-- start of Stored data --

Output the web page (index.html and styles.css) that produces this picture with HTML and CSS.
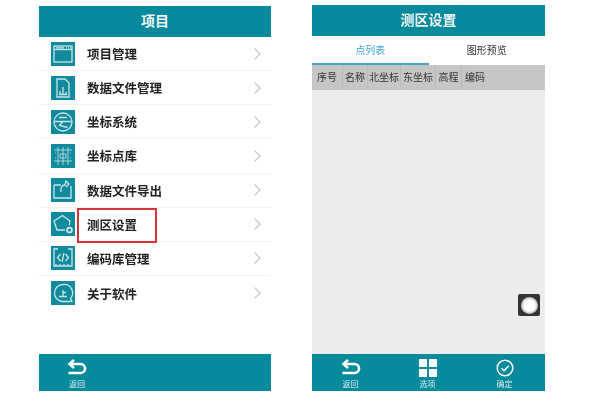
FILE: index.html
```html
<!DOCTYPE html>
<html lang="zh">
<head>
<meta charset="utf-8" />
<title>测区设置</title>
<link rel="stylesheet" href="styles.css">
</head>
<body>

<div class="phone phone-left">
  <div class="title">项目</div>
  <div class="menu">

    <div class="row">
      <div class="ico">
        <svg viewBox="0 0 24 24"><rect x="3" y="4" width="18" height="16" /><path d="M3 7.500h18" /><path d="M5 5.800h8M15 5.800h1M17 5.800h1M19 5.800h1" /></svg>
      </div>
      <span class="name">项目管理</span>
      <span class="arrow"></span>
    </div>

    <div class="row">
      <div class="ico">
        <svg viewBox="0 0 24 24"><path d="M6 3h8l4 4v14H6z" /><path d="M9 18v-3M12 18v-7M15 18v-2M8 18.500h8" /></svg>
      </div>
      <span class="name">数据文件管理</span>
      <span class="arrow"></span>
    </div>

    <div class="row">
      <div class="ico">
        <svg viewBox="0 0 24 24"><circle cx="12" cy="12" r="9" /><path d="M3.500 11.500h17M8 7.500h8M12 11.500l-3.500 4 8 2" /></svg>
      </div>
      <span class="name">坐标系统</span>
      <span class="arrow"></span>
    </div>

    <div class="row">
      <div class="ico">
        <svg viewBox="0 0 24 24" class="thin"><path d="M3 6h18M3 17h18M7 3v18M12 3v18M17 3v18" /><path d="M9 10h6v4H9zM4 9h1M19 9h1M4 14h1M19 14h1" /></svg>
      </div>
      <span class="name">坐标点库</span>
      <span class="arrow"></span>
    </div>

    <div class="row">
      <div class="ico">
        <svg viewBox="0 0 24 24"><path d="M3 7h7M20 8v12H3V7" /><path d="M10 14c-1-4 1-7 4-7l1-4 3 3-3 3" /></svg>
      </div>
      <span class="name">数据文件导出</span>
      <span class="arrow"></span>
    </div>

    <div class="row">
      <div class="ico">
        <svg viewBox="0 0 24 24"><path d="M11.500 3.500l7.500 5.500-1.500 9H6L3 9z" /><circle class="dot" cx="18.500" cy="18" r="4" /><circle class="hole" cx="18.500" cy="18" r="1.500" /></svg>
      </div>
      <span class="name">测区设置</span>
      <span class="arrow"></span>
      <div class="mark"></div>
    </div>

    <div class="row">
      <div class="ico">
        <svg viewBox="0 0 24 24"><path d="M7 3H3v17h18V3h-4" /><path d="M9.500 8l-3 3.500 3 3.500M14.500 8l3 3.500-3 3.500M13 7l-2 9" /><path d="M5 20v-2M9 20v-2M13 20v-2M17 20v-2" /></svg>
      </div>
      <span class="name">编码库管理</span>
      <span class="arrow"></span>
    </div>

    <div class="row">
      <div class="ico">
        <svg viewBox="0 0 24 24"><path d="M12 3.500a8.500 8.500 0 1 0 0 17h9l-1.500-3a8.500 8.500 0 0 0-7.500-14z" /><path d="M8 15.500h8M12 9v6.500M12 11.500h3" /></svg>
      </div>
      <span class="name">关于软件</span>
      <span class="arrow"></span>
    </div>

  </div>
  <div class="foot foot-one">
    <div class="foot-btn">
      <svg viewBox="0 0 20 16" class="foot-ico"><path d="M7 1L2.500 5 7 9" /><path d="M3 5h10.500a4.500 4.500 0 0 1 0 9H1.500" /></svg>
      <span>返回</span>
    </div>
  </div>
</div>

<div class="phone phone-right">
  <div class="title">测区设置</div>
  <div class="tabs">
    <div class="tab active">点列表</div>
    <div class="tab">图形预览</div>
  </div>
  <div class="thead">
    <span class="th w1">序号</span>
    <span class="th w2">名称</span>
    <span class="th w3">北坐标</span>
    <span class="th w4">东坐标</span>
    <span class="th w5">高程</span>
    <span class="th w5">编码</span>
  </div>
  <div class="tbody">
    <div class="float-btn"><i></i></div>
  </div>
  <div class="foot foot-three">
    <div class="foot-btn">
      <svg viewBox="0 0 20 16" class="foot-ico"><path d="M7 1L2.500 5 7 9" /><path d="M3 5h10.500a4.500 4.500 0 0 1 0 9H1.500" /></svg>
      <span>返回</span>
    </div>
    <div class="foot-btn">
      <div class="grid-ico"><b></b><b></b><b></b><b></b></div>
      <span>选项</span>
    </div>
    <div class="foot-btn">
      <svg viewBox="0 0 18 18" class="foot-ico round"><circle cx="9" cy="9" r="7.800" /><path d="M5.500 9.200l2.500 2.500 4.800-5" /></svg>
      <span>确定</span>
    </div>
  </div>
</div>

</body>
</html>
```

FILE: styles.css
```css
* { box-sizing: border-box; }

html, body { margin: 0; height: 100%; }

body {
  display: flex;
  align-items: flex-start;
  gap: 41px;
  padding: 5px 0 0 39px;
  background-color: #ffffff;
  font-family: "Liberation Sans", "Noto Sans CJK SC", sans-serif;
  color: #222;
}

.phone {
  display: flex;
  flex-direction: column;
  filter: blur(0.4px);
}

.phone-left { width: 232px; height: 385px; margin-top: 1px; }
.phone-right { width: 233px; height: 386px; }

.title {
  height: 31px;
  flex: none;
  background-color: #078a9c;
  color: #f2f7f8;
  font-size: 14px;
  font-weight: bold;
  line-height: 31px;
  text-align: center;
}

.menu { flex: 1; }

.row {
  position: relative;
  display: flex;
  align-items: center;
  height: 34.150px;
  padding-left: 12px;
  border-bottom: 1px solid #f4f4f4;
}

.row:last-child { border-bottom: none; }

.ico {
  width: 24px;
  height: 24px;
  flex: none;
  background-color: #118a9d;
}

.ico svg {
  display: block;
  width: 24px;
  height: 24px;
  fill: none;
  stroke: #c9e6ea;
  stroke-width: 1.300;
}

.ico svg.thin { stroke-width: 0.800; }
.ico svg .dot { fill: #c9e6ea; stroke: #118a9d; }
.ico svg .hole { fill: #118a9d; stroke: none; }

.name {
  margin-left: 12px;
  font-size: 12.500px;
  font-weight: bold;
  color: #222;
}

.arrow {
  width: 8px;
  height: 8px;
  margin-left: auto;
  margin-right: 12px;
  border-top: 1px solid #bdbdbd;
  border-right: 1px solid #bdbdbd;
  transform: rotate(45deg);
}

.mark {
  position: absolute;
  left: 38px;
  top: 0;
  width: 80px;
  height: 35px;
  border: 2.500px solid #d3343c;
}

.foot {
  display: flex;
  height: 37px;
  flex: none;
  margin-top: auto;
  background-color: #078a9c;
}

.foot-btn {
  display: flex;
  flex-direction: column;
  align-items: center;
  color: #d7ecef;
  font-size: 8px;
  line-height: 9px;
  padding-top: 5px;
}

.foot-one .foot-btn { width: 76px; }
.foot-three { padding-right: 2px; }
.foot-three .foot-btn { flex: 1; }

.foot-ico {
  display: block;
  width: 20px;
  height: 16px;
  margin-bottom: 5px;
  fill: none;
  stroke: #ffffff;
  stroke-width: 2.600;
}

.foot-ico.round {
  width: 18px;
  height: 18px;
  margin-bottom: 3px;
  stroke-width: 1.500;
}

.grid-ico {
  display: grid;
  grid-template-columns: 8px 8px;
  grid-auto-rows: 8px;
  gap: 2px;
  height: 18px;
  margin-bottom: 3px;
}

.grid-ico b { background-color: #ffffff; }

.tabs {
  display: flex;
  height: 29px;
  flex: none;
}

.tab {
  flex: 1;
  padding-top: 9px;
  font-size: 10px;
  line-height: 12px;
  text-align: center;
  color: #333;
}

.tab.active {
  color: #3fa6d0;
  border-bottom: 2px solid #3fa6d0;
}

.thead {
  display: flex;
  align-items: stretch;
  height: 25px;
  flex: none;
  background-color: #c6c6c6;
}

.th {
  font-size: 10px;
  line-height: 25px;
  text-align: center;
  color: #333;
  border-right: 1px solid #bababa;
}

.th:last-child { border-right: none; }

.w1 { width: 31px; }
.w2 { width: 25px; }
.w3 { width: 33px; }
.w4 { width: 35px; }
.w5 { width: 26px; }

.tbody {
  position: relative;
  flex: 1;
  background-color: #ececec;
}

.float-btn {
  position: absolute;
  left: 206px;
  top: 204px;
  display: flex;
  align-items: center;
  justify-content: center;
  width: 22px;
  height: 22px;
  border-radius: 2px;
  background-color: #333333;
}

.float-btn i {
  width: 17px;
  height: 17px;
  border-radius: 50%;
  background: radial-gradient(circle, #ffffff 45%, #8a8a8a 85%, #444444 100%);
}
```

-- end of Stored data --

## Directions for this task
Return all lines of the material above in which the word "styles" occurs.

## Task answer
Output the web page (index.html and styles.css) that produces this picture with HTML and CSS.
<link rel="stylesheet" href="styles.css">
FILE: styles.css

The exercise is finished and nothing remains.